Мало кто из воспитанников вспоминал Клингера добром. К примеру, Фаддей Булгарин, соученик Рылеева, утверждал: директор был гениальным немецким писателем, но не любил Россию, «почитал русских какой-то отдельной породой, выродившихся из азиатского варварства и поверхностности европейской образованности» и «сам предложил, чтоб сочинения его были запрещены в России, желая тем самым лишить своих недоброжелателей средств вредить ему»{204}.

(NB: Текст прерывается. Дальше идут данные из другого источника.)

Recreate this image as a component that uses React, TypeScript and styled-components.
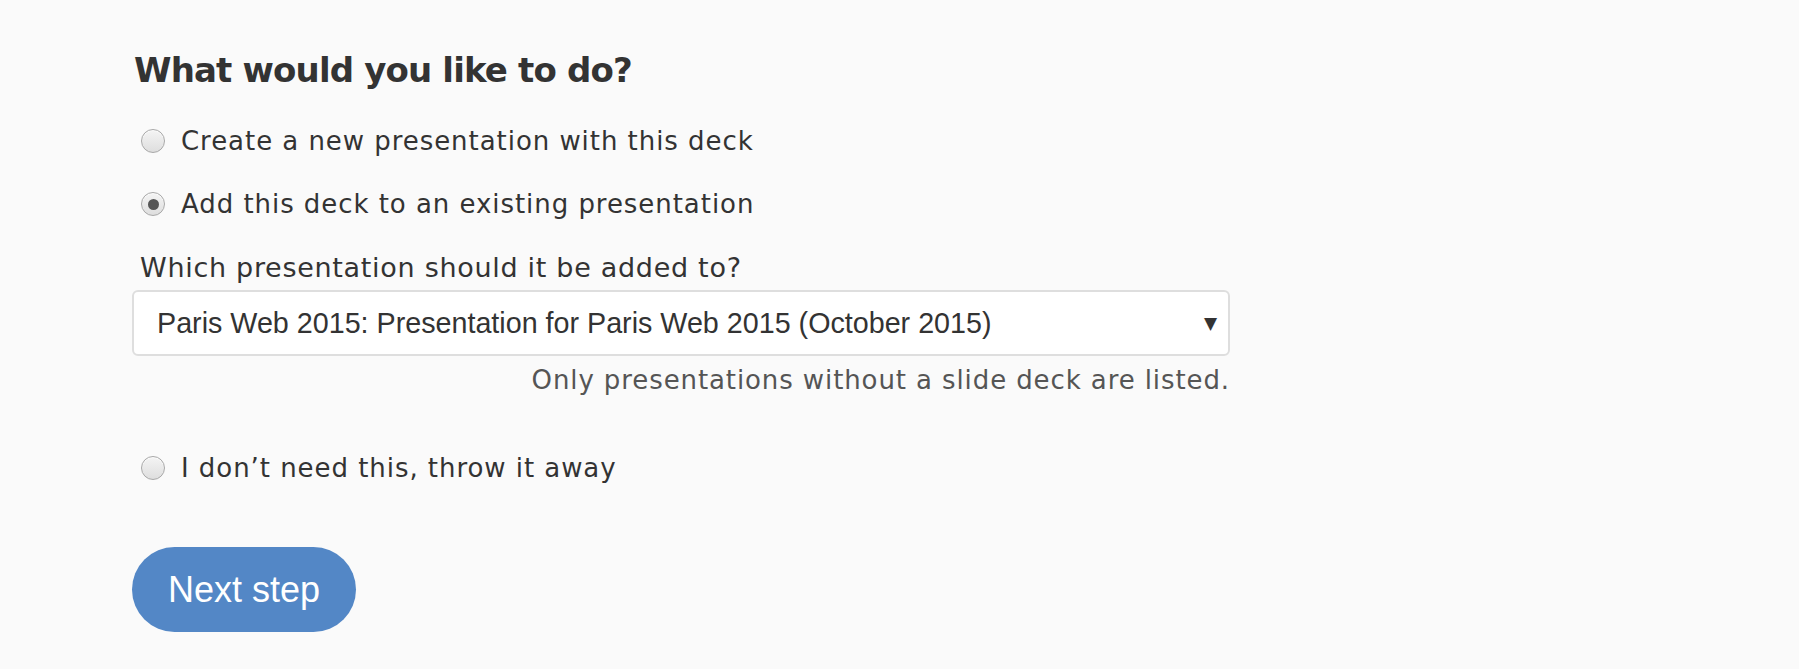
import React from "react";
import styled, { createGlobalStyle } from "styled-components";

const GlobalStyle = createGlobalStyle`
  html, body {
    margin: 0;
    padding: 0;
    background: #fafafa;
  }
  body {
    font-family: "DejaVu Sans", "Open Sans", sans-serif;
    color: #333;
  }
`;

const Page = styled.main`
  display: flex;
  flex-direction: column;
  align-items: flex-start;
  padding: 50px 0 0 132px;
`;

const Heading = styled.h2`
  margin: 0 0 31px 2px;
  font-family: "DejaVu Sans", sans-serif;
  font-weight: 700;
  font-size: 34px;
  line-height: 40px;
  letter-spacing: -0.85px;
  color: #333;
`;

const Option = styled.label<{ $gapAfter?: number }>`
  display: flex;
  align-items: center;
  gap: 16px;
  height: 40px;
  margin: 0 0 ${(p) => p.$gapAfter ?? 0}px 9px;
  font-size: 26px;
  line-height: 40px;
  letter-spacing: 0.95px;
  color: #333;
  cursor: pointer;
`;

const Radio = styled.span<{ $checked?: boolean }>`
  position: relative;
  flex: none;
  width: 22px;
  height: 22px;
  border-radius: 50%;
  border: 1px solid #a8a8a8;
  background: linear-gradient(#f4f4f4, #dedede);
  box-shadow: inset 0 1px 1px rgba(255, 255, 255, 0.8);

  &::after {
    content: "";
    display: ${(p) => (p.$checked ? "block" : "none")};
    position: absolute;
    left: 50%;
    top: 50%;
    width: 11px;
    height: 11px;
    margin: -5.5px 0 0 -5.5px;
    border-radius: 50%;
    background: #555;
  }
`;

const Field = styled.div`
  display: flex;
  flex-direction: column;
  width: 1098px;
  margin-bottom: 50px;
`;

const FieldLabel = styled.div`
  margin: 0 0 4px 8px;
  font-size: 27px;
  line-height: 36px;
  letter-spacing: 0.7px;
  color: #333;
`;

const SelectBox = styled.div`
  position: relative;
  display: flex;
  align-items: center;
  height: 62px;
  padding: 0 60px 0 23px;
  background: #fff;
  border: 2px solid #dedede;
  border-radius: 6px;
  font-family: "Liberation Sans", Arial, sans-serif;
  font-size: 28.7px;
  color: #333;
`;

const Arrow = styled.span`
  position: absolute;
  right: 11px;
  top: 50%;
  transform: translateY(-50%);
  font-family: "DejaVu Sans", sans-serif;
  font-size: 17px;
  color: #333;
`;

const Hint = styled.div`
  margin-top: 6px;
  text-align: right;
  font-size: 26px;
  line-height: 36px;
  letter-spacing: 0.9px;
  color: #555;
`;

const Button = styled.button`
  margin-top: 59px;
  width: 224px;
  height: 85px;
  border: none;
  border-radius: 43px;
  background: #5387c6;
  color: #fff;
  font-family: "Liberation Sans", Arial, sans-serif;
  font-size: 36px;
  cursor: pointer;
`;

export default function App() {
  return (
    <>
      <GlobalStyle />
      <Page>
        <Heading>What would you like to do?</Heading>
        <Option $gapAfter={23}>
          <Radio />
          Create a new presentation with this deck
        </Option>
        <Option $gapAfter={26}>
          <Radio $checked />
          Add this deck to an existing presentation
        </Option>
        <Field>
          <FieldLabel>Which presentation should it be added to?</FieldLabel>
          <SelectBox>
            Paris Web 2015: Presentation for Paris Web 2015 (October 2015)
            <Arrow>▼</Arrow>
          </SelectBox>
          <Hint>Only presentations without a slide deck are listed.</Hint>
        </Field>
        <Option>
          <Radio />
          I don’t need this, throw it away
        </Option>
        <Button>Next step</Button>
      </Page>
    </>
  );
}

С именем Клингера связано введение в корпусе новой педагогической системы, суть которой хорошо выразил Николай Титов, обучавшийся в корпусе в начале века и впоследствии ставший известным композитором: «Клингер говаривал: “Русских надо менее учить, а более бить”». Кропотов, учившийся и преподававший в корпусе уже в Николаевскую эпоху, обобщая воспоминания бывших кадет, утверждал, что эпоху управления Клингера «можно без преувеличений назвать временем террора»: «Утром, почти ежедневно, в каждой роте раздавались раздирающие вопли и крик детей. Удивительно ли, что при такой системе воспитания ожесточались юные сердца?» Собственно, методу Клингера, целиком основанную на телесных наказаниях воспитанников, пришлось испытать на себе почти всем кадетам. Булгарин вспоминал впоследствии, что когда спустя четыре года после выпуска из корпуса он встретил человека, похожего лицом на его ротного командира, верного сторонника клингеровской системы воспитания, то «вдруг почувствовал кружение головы и спазматический припадок»{205}.